Nos últimos anos, sempre que fui a Berlim esperei à frente das portas de ferro pesado de todas estas prisões. Ali acompanhei a tia Ursel e a tia Christel, a tia Emmi (de solteira Delbrück, casada com o irmão Klaus) e a Maria (von Wedemeyer, noiva do irmão Dietrich), que lá iam diariamente buscar ou trazer coisas. Muitas vezes fizeram o caminho em vão, muitas vezes se sujeitaram a ser insultadas por comissários vis, mas de vez em quando encontraram também um porteiro amigável com coração humano que transmitia uma saudação, que aceitava levar ao prisioneiro algo mesmo fora do período estabelecido, e até comida, apesar da proibição.
..... E agora! A última vez que estive em Berlim foi no final de Março; tive de regressar pouco antes do 77º aniversário do avô. O tio Klaus e o tio Rüdiger ainda estavam vivos; o tio Hans deu notícias através do médico que não pareciam totalmente desesperadas; do tio Dietrich, que tinha sido raptado de Berlim pelas SS no início de Fevereiro, não se sabia. Alguém falou com o tio Dietrich no dia 5 de Abril, na zona de Passau. De lá seria levado para o campo de concentração de Flossenbürg, perto de Weiden. Porque é que ainda não regressou? ..."

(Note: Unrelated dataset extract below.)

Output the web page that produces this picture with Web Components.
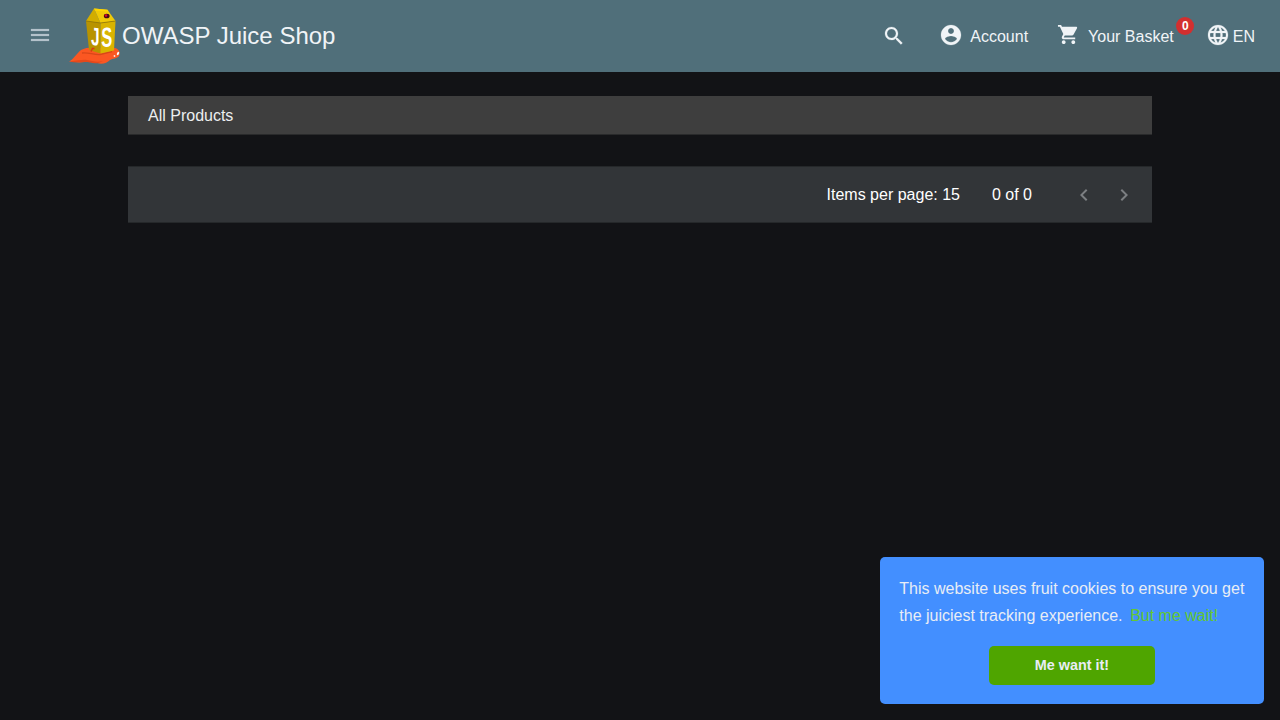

Os dois irmãos, Dietrich e Klaus, foram assassinados pelo regime nazi a 9 de Abril de 1944, menos de um mês antes do final da guerra, por ordem pessoal de Hitler. Com eles foram também assassinados os cunhados Hans von Dohnanyi e Rüdiger Schleicher. Um outro cunhado, Justus von Delbrück, seria libertado pouco antes do fim da guerra, e feito de novo prisioneiro pelo exército soviético duas semanas depois do armistício, vindo a morrer pouco depois num dos seus campos de concentração. E antes de todos eles fora já assassinado um tio da parte materna, o tenente-geral Paul von Hase, que logo após o atentado falhado a Hitler cercara a zona de ministérios de Berlim para prender os governantes.

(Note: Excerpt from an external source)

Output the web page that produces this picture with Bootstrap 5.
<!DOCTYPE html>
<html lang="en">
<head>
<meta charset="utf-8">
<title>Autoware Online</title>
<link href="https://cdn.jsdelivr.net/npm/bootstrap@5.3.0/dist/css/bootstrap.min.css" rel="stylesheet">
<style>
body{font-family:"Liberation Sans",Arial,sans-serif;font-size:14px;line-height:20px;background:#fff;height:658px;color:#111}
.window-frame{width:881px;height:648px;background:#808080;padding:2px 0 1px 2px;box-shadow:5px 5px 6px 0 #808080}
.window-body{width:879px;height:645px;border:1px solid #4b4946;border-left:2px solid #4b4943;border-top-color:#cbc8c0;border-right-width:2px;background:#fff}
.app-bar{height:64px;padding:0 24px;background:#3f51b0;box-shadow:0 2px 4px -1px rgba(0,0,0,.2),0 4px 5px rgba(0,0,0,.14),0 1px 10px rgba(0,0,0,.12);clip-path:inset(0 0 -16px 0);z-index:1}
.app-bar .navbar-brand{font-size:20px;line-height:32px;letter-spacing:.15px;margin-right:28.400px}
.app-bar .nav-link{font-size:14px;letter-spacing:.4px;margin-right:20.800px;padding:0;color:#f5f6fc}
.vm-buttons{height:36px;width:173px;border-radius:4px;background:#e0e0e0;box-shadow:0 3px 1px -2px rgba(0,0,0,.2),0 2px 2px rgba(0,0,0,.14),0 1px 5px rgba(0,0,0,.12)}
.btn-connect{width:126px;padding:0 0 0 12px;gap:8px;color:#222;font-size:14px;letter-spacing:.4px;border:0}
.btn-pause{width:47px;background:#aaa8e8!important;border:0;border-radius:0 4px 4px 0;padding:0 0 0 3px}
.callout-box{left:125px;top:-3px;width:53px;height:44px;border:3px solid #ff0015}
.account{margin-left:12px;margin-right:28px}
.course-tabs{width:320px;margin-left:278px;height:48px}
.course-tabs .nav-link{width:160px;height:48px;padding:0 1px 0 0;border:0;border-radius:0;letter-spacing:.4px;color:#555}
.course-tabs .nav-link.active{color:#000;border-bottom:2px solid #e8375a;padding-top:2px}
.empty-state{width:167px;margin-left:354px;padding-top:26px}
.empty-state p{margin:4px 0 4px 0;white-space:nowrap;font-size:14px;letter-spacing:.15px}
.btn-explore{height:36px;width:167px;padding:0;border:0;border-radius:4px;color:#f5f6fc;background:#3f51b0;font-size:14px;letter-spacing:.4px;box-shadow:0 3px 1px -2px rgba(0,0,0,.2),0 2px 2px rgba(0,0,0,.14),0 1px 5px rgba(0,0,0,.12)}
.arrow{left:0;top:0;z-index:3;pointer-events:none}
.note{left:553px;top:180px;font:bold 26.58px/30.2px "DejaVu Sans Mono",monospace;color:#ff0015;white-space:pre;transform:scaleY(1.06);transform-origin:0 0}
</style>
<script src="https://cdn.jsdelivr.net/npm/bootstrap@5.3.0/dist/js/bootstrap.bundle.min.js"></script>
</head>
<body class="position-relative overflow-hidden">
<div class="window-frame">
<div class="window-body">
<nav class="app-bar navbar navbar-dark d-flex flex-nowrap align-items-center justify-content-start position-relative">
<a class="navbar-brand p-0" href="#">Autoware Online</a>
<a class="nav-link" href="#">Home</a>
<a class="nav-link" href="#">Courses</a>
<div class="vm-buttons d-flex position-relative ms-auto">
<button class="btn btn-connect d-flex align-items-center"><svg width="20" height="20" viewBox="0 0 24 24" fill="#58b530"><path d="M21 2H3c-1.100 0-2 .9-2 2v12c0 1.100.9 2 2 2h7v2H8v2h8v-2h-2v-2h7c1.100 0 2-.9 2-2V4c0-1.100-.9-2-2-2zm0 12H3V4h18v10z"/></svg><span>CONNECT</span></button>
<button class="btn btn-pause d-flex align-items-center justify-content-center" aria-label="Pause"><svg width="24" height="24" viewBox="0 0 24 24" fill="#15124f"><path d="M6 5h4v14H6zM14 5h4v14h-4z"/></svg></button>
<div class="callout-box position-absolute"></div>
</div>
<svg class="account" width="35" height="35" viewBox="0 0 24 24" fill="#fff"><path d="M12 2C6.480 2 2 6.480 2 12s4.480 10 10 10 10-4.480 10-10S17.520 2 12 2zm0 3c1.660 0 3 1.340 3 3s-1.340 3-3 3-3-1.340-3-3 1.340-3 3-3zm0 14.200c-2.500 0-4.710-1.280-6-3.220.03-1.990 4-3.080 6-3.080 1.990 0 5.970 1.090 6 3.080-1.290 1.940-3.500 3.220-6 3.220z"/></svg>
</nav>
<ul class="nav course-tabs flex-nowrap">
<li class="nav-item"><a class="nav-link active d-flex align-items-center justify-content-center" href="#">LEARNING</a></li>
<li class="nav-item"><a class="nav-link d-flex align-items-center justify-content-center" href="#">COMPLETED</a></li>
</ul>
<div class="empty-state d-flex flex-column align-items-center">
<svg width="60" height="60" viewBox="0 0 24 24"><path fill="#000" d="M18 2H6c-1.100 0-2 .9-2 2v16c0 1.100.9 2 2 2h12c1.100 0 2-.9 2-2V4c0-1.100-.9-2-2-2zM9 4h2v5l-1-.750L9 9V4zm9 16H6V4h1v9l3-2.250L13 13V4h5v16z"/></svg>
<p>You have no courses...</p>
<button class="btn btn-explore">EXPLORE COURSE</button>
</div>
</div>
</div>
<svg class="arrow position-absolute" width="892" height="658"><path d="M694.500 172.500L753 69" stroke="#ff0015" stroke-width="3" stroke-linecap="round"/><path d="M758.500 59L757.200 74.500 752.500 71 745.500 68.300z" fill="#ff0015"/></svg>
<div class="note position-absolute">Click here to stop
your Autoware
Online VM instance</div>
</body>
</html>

Sobre o enorme sacrifício familiar, o pai de Dietrich Bonhoeffer escreveu a um antigo empregado em Boston:
"Pode com certeza imaginar como tudo isso nos afectou. Vivemos anos e anos com a preocupação dos que estavam presos, e dos que estavam ainda em liberdade mas em risco de serem também feitos prisioneiros. Mas como estávamos todos de acordo quanto à necessidade imperiosa de agir, e os nossos filhos sabiam o que os esperava caso o complot falhasse e estavam preparados para morrer, sentimo-nos muito tristes e ao mesmo tempo orgulhosos pela sua atitude digna. Recebemos dos nossos filhos boas recordações durante o seu tempo na prisão ... que nos comovem muito, bem como aos amigos deles ..."

O irmão mais velho, que só por milagre escapou ao radar dos nazis, viria a comentar mais tarde: "O que nos deu força foi a frente unida da família contra os nazis. Mas pagámos um preço altíssimo por isso."